On Wednesday, July 5, protesters amassed outside of the University of El Salvador (UES) in San Salvador. The demonstrators were voicing opposition to an increase in the cost of bus fares and in electricity, just approved by the government in response to rising world oil prices. Street demonstrations against government policies and rising prices are common in El Salvador, especially around the UES, but this time the events turned deadly violent.
Although the order of events is not clear, some elements of the protesters (referred to by the media as “supposed students”) went beyond marching to vandalism, and tire burning. Riot police approached, and chaos erupted. The extensive media coverage  of the chaos caught clear images  of a masked man with helpers firing an M-16 at police, and another using a home-made weapon. The police used rubber bullets and tear gas as helicopters flew overhead. A shot went through a university office and struck a university employee in the chest. Two policemen were shot and killed and others wounded. Chuck Stewart has links to some of the media coverage  on his blog.
The Salvadoran blogosphere was united in its grave concern over the violence. The events outside the UES left Ligia remembering (es) the events and fears and dangers of the years of the civil war. Soy Salvadoreño laments the deaths (es) of the police officers and laments the actions of president Tony Saca who immediately reacted to the events at the UES as a political partisan, blaming the FMLN for being a “party of assassins and dangerous people.” But Soy Salvadoreño's strongest words are for the leadership of the FMLN. He lambasts the official press release of the FMLN (es), which denounced the government for repression of a peaceful protest march and never denounced the slaying of two police officers. He asserts that the FMLN's rhetoric and inability to control its membership adds to the current crisis.
In a post titled “Never a Return to the Past ,”(es) JNelsonS at the Hunnapuh blog praises the Salvadoran police as defenders of democratic values, who with great courage protect the population against the forces of disorder. JNelsonS condemns “ideological terrorists” who would use violence against those who do not conform to the proper socialist ideology.
Ixquic decided to go to the National Assembly to hear the arguments about the anti-terrorism law (es) which the Saca administration wanted to push through in the face of the week's events. She found the arguments partisan and stupid, other than the words of an officer from the National Police who spoke against approving a law in the passion of the moment, and urged instead the creation of a commission to study what had happened.

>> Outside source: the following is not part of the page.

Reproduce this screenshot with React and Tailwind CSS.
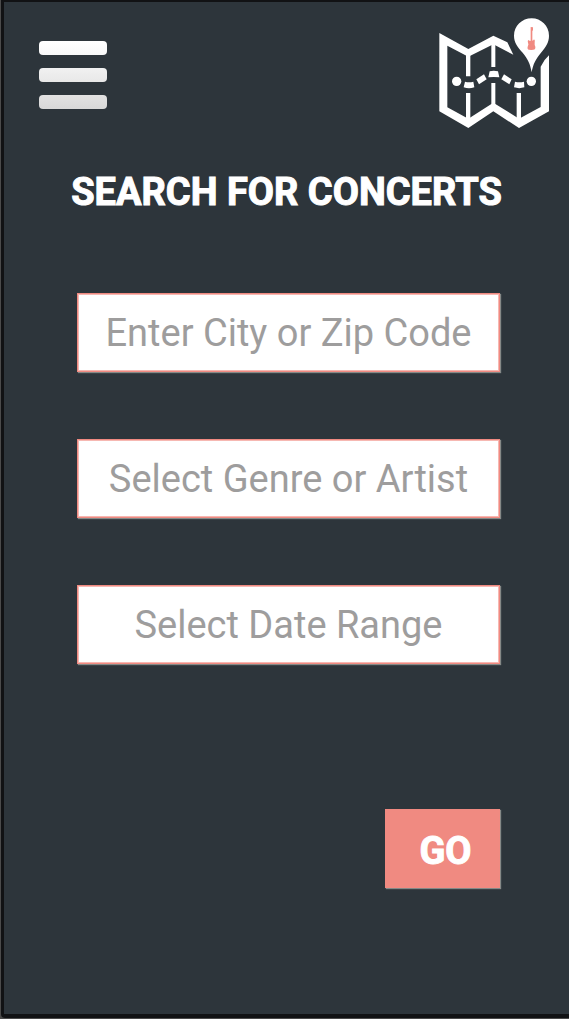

Jjmar, also writing at Hunnapuh, notes with concern subsequent events (es) in which the police obtained a judicial order allowing them to take control of the grounds of the UES in order to search for evidence relating to the shootings. This police takeover of the grounds has troubling echoes of the period of the Salvadoran civil war when the government shut the UES down as a breeding ground for subversives and guerrillas. Rafael Menjivar Ochoa is prompted to write a long post (es) about his long memories of the UES and the occupation during the war years — his father was the rector of the University when the army closed it down. Rocío wants everyone to know (es) that UES, her alma mater, is not responsible for the violence, instead it is the victim of those who would use “the struggle” as a pretext for violent acts.
The violence at the UES is being viewed in El Salvador in connection with another killing which evokes memories of the civil war years. El Trompudo (es) and Hunnapuh (es) both speak out about the lack of coverage in the mass media of the double-slaying of Don Francisco Antonio Manzanares, age 77, and his wife, Doña Juana Monjarás de Manzanares, age 75. They are the parents of “Mariposa” Manzanares who was an announcer on Radio Venceremos, the covert radio station of the FMLN during the civil war in El Salvador. The double murder was particularly gruesome, and has the hallmarks of a death squad killing. Hunnapuh denounces the slayings and the appearance that “recalcitrant elements of the far right” are returning to the “roots of ARENA” and resuscitating death squads against those who criticize the policies of the government.
Finally, Hunnapuh has a simple post (es) on his blog with pictures of the Manzanares funeral and the funerals of the police officers killed outside the UES. The images of grieving relatives are the same. Hunnapuh reminds us that the victims of this violence are never those in the halls of power, but the humble people who join the lower ranks of the police or who march in protest. The deceased were:
humble souls from the authentic people, who died at the hands of those who say they struggle “in the name of the people”, or at the hands of those who, in the name of “a government with human feeling,” say they work for the people.